Mijn pa was weliswaar erg afstandelijk, maar dat nam niet weg dat ie ook voor ons zorgde. Ik herinner me de kaartspelletjes die hij soms met ons deed. Hij kwam ook een keer met het papieren spelletje, dat Zeeslag heette. Pa had een speciale manier om van zijn waardering blijk te geven. Dat was niet door iets te zeggen, maar door iets te geven. Zoals een voetbal en later, op Curaçao, een windbuks. Weer later nieuwe fietsen. Zo kon ik zelf een maand eerder dan verwacht mijn eerste motor kopen. De laatste spaartermijn, ik had bijna 16 maanden lang 100 gulden van mijn soldij van 225 gulden gespaard, had hij zelf bijgelegd.
Ik ben in de loop der tijd alsmaar nieuwsgieriger geworden naar die afstandelijke Marineman en beetje bij beetje begrip te krijgen voor zijn houding. Soms tot ergernis van mijn broers. Ik kreeg zelfs het gevoel dat de deur bij hem op een kier kwam te staan. Dat was toen hij aan prostaatkanker leed. Hij begon steeds meer met mij te praten. Ja, de deur ging langzaam open. Toen ik op een dag zelf de deur opende, lag hij opgebaard op bed. Pa was niet meer.
Vanaf toen kreeg ik een soort dwang zijn leven te doorgronden. Ik sprak met zijn beide broers, andere familieleden en kennissen en een voormalig collega. Bij Defensie vroeg ik zijn staat van dienst op. Ik dacht ook vaak terug aan opmerkingen die hij maakte.

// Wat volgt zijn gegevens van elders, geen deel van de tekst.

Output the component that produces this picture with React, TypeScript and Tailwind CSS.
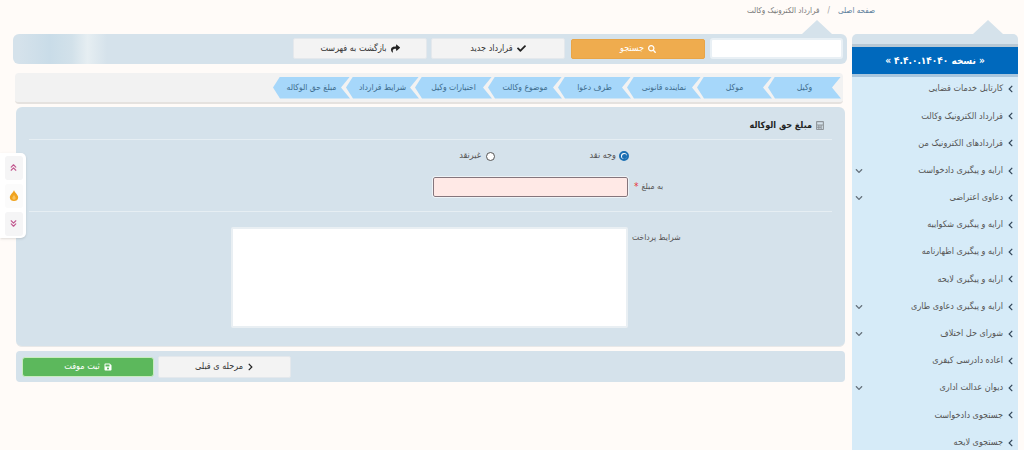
import React from 'react';
import { FaCalculator, FaCheck, FaChevronDown, FaChevronLeft, FaChevronRight, FaSave, FaSearch, FaShare } from 'react-icons/fa';
import { ChevronsDown, ChevronsUp } from 'lucide-react';

const MENU = [
  { title: 'کارتابل خدمات قضایی' },
  { title: 'قرارداد الکترونیک وکالت' },
  { title: 'قراردادهای الکترونیک من' },
  { title: 'ارایه و پیگیری دادخواست', sub: true },
  { title: 'دعاوی اعتراضی', sub: true },
  { title: 'ارایه و پیگیری شکواییه' },
  { title: 'ارایه و پیگیری اظهارنامه' },
  { title: 'ارایه و پیگیری لایحه' },
  { title: 'ارایه و پیگیری دعاوی طاری', sub: true },
  { title: 'شورای حل اختلاف', sub: true },
  { title: 'اعاده دادرسی کیفری' },
  { title: 'دیوان عدالت اداری', sub: true },
  { title: 'جستجوی دادخواست' },
  { title: 'جستجوی لایحه' },
];

const TABS = [
  { title: 'وکیل', width: 'w-[73px]' },
  { title: 'موکل', width: 'w-[75px]' },
  { title: 'نماینده قانونی', width: 'w-[74px]' },
  { title: 'طرف دعوا', width: 'w-[73px]' },
  { title: 'موضوع وکالت', width: 'w-[74px]' },
  { title: 'اختیارات وکیل', width: 'w-[77px]' },
  { title: 'شرایط قرارداد', width: 'w-[73px]' },
  { title: 'مبلغ حق الوکاله', width: 'w-[77px]' },
];

const Caret = ({ cls }: { cls: string }) => (
  <span className={`${cls} absolute -top-[14px] w-0 h-0 border-x-[15px] border-x-transparent border-b-[14px] border-b-[#d5e2eb]`} />
);

const GrayButton = ({ icon, label, cls }: { icon: React.ReactNode; label: string; cls: string }) => (
  <button className={`${cls} flex items-center justify-center gap-1 rounded-[2px] bg-[#f3f3f3] border border-[#e4e8ec] text-[#333] text-[9px]`}>
    <span>{label}</span>
    {icon}
  </button>
);

const App: React.FC = () => {
  return (
    <div className="w-[1024px] h-[450px] overflow-hidden relative bg-[#fffbf8] text-[#555] font-['DejaVu_Sans_Condensed','DejaVu_Sans',sans-serif]">
      {/* breadcrumb */}
      <div className="h-[34px] pr-[149px] pb-[12px] flex items-center justify-end gap-2 text-[8px]">
        <span className="text-[#777]">قرارداد الکترونیک وکالت</span>
        <span className="text-[#999]">/</span>
        <span className="text-[#5c7f9c]">صفحه اصلی</span>
      </div>

      <div className="flex items-start">
        {/* main column */}
        <div className="w-[834px] ml-[13px]">
          {/* search bar */}
          <div className="relative h-[30px] rounded-[6px] bg-[#d5e2eb] flex items-center justify-end pr-[4px] pb-[1px]">
            <Caret cls="right-[15px]" />
            <div className="absolute left-[6px] top-0 bottom-0 w-[88px] bg-[linear-gradient(90deg,#d5e2eb_0%,#c9dce8_35%,#d2e1ea_60%,#e6eef2_78%,#d5e2eb_100%)]" />
            <GrayButton cls="w-[134px] h-[21px]" label="بازگشت به فهرست" icon={<FaShare className="w-[9px] h-[9px] text-[#222]" />} />
            <GrayButton cls="w-[134px] h-[21px] ml-[4px]" label="قرارداد جدید" icon={<FaCheck className="w-[9px] h-[9px] text-[#222]" />} />
            <button className="w-[134px] h-[20px] ml-[6px] flex items-center justify-center gap-1 rounded-[2px] bg-[#efac4e] border border-[#e8a548] text-white text-[9px]">
              <span>جستجو</span>
              <FaSearch className="w-[8px] h-[8px]" />
            </button>
            <div className="w-[133px] h-[21px] ml-[5px] rounded-[3px] bg-white border-2 border-[#e9f0f5]" />
          </div>

          {/* steps */}
          <div className="mt-[9px] ml-[2px] w-[828px] h-[31px] rounded-[4px] bg-[#f2f2f2] border-b-2 border-[#e5e2df] flex flex-row-reverse items-center pr-[2px]">
            {TABS.map((t, i) => (
              <div
                key={t.title}
                className={`${t.width} ${i > 0 ? '-mr-[4px]' : ''} h-[22px] shrink-0 bg-[#a6d7fa] flex items-center justify-center text-[#3d6c8d] text-[8.5px] [clip-path:polygon(0_50%,7px_0,100%_0,calc(100%-9px)_50%,100%_100%,7px_100%)]`}
              >
                {t.title}
              </div>
            ))}
          </div>

          {/* form */}
          <div className="mt-[3px] ml-[3px] w-[829px] h-[240px] rounded-[6px] bg-[#d5e2eb] border-b border-[#e8e8e8] px-[13px] flex flex-col">
            <div className="h-[33px] border-b border-[#e6eef3] flex items-start justify-end pt-[12px] pr-[8px] gap-1 text-[#222] text-[9px] font-bold">
              <span className="leading-[13px]">مبلغ حق الوکاله</span>
              <FaCalculator className="w-[8px] h-[9px] mt-[2px] text-[#8f959a]" />
            </div>

            <div className="mt-[9px] h-[14px] flex items-center text-[9px]">
              <label className="ml-[431px] w-[35px] flex items-center justify-end gap-[5px]">
                <span className="whitespace-nowrap">غیرنقد</span>
                <span className="w-[9px] h-[9px] shrink-0 rounded-full border border-[#555] bg-white" />
              </label>
              <label className="ml-[93px] w-[41px] flex items-center justify-end gap-[3px]">
                <span className="whitespace-nowrap">وجه نقد</span>
                <span className="w-[10px] h-[10px] shrink-0 rounded-full border-2 border-[#1b6fb3] bg-white flex items-center justify-center">
                  <span className="w-[5px] h-[5px] rounded-full bg-[#1b6fb3]" />
                </span>
              </label>
            </div>

            <div className="mt-[14px] h-[20px] flex items-center">
              <div className="ml-[404px] w-[195px] h-[20px] rounded-[2px] bg-[#ffe9e6] border border-[#85757c] outline outline-1 outline-[#eef3f6]" />
              <span className="ml-[6px] text-[#e5383b] text-[10px] leading-none">*</span>
              <span className="ml-[3px] text-[8.5px] whitespace-nowrap pb-[2px]">به مبلغ</span>
            </div>

            <div className="mt-[14px] border-b border-[#e6eef3]" />

            <div className="mt-[15px] flex items-start">
              <div className="ml-[202px] w-[397px] h-[101px] rounded-[2px] bg-white border-2 border-[#e9eff3]" />
              <span className="ml-[4px] mt-[4px] text-[8.5px] whitespace-nowrap">شرایط پرداخت</span>
            </div>
          </div>

          {/* footer */}
          <div className="mt-[4px] ml-[3px] w-[829px] h-[31px] rounded-[4px] bg-[#d5e2eb] flex items-center pl-[6px]">
            <button className="w-[132px] h-[20px] flex items-center justify-center gap-1 rounded-[3px] bg-[#5cb85c] border border-[#c9ecc0] text-white text-[9px]">
              <span>ثبت موقت</span>
              <FaSave className="w-[8px] h-[8px]" />
            </button>
            <GrayButton cls="w-[133px] h-[22px] ml-[4px]" label="مرحله ی قبلی" icon={<FaChevronRight className="w-[7px] h-[8px] text-[#222]" />} />
          </div>
        </div>

        {/* sidebar */}
        <div className="w-[166px] ml-[5px]">
          <div className="relative h-[13px] rounded-t-[5px] bg-[#d5e2eb] border-b-[3px] border-[#b8c8d4]">
            <Caret cls="left-[121px]" />
          </div>
          <div className="h-[27px] bg-[#0069bd] flex items-center justify-center pb-[1px] text-white text-[10px] font-bold">
            « نسخه ۴.۴.۰.۱۴۰۴۰ »
          </div>
          <div className="h-[3px] bg-[#a9c6dd]" />
          <div className="bg-[#d6ebf8]">
            {MENU.map(item => (
              <div key={item.title} className="h-[27.2px] flex items-center justify-between pl-[3px] pr-[4px] pb-[3px] text-[9px]">
                {item.sub ? <FaChevronDown className="w-[8px] h-[8px] text-[#66727c]" /> : <span />}
                <div className="flex items-center gap-[4px]">
                  <span className="whitespace-nowrap">{item.title}</span>
                  <FaChevronLeft className="w-[7px] h-[8px] text-[#33475a]" />
                </div>
              </div>
            ))}
          </div>
        </div>
      </div>

      {/* quick tools */}
      <div className="absolute left-0 top-[153px] w-[26px] h-[85px] rounded-r-[5px] bg-white shadow-sm flex flex-col items-center justify-center gap-[4px] pl-[1px]">
        <div className="w-[18px] h-[24px] rounded-[3px] bg-[#f5f5f6] flex items-center justify-center">
          <ChevronsUp className="w-[11px] h-[11px] text-[#c2588f]" strokeWidth={2.5} />
        </div>
        <div className="w-[18px] h-[24px] rounded-[3px] bg-[#fbfbfb] flex items-center justify-center">
          <svg viewBox="0 0 12 14" className="w-[10px] h-[13px]">
            <path d="M6 0.5C6.5 3.5 11 6 11 9.3C11 12 8.8 13.6 6 13.6C3.2 13.6 1 12 1 9.3C1 6 5.5 3.5 6 0.5Z" fill="#f0a31f" />
            <path d="M6 6C6.3 7.4 8 8.3 8 10C8 11.2 7.1 12 6 12C4.9 12 4 11.2 4 10C4 8.3 5.7 7.4 6 6Z" fill="#f9c25c" />
          </svg>
        </div>
        <div className="w-[18px] h-[24px] rounded-[3px] bg-[#f5f5f6] flex items-center justify-center">
          <ChevronsDown className="w-[11px] h-[11px] text-[#c2588f]" strokeWidth={2.5} />
        </div>
      </div>
    </div>
  );
};

export default App;
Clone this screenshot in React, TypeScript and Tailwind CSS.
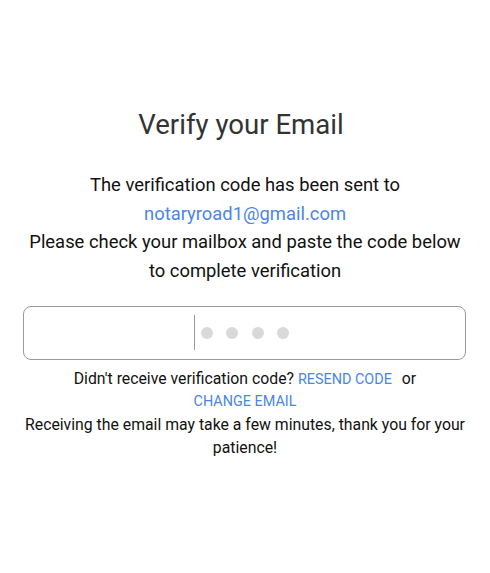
import React from "react";

export default function App() {
  return (
    <div className="min-h-screen bg-white font-['Roboto',sans-serif] text-center text-[#222]">
      <div className="pt-[107px]">
        <h1 className="pr-[8px] text-[27.6px] leading-[36px] text-[#333]">Verify your Email</h1>

        <div className="mt-[28px] text-[18.4px] leading-[28.7px] text-[#111]">
          <p>The verification code has been sent to</p>
          <p className="text-[#4a86e8]">notaryroad1@gmail.com</p>
          <p>Please check your mailbox and paste the code below</p>
          <p>to complete verification</p>
        </div>

        {/* Code input */}
        <div className="mx-[23px] mt-[20px] flex h-[54px] w-[443px] items-center justify-center rounded-[8px] border border-[#9a9a9a] pr-[6px]">
          <div className="h-[35px] w-px bg-[#999]" />
          <div className="ml-[6px] flex gap-[13.5px]">
            <span className="h-[12px] w-[12px] rounded-full bg-[#d9d9d9]" />
            <span className="h-[12px] w-[12px] rounded-full bg-[#d9d9d9]" />
            <span className="h-[12px] w-[12px] rounded-full bg-[#d9d9d9]" />
            <span className="h-[12px] w-[12px] rounded-full bg-[#d9d9d9]" />
          </div>
        </div>

        <div className="mt-[8px] px-[20px] text-[15.8px] leading-[21.5px] text-[#111]">
          <p className="px-[40px]">
            Didn't receive verification code?{" "}
            <button className="text-[14.4px] text-[#4a86e8]">RESEND CODE</button>
            <span className="ml-[10px]">or</span>{" "}
            <button className="text-[14.4px] text-[#4a86e8]">CHANGE EMAIL</button>
          </p>
          <p className="leading-[23.5px]">Receiving the email may take a few minutes, thank you for your patience!</p>
        </div>
      </div>
    </div>
  );
}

Losse flodders, zo leken ze toen. Maar het waren stukjes van de grote puzzel. Herinneringen, foto's en verhalen, die alle samen stukjes van de grote puzzel vormden. Veel stukjes over een nare jeugd en een nare tijd bij de Marine (inclusief de oorlog). Toen die puzzel klaar was, zag ik pa. Pa zoals ie was en voor mij altijd zal blijven; een ruwe bolster met een beschadigde, blanke pit. Een vader die er wel degelijk was voor zijn gezin. Op zijn vaak onbegrepen manier.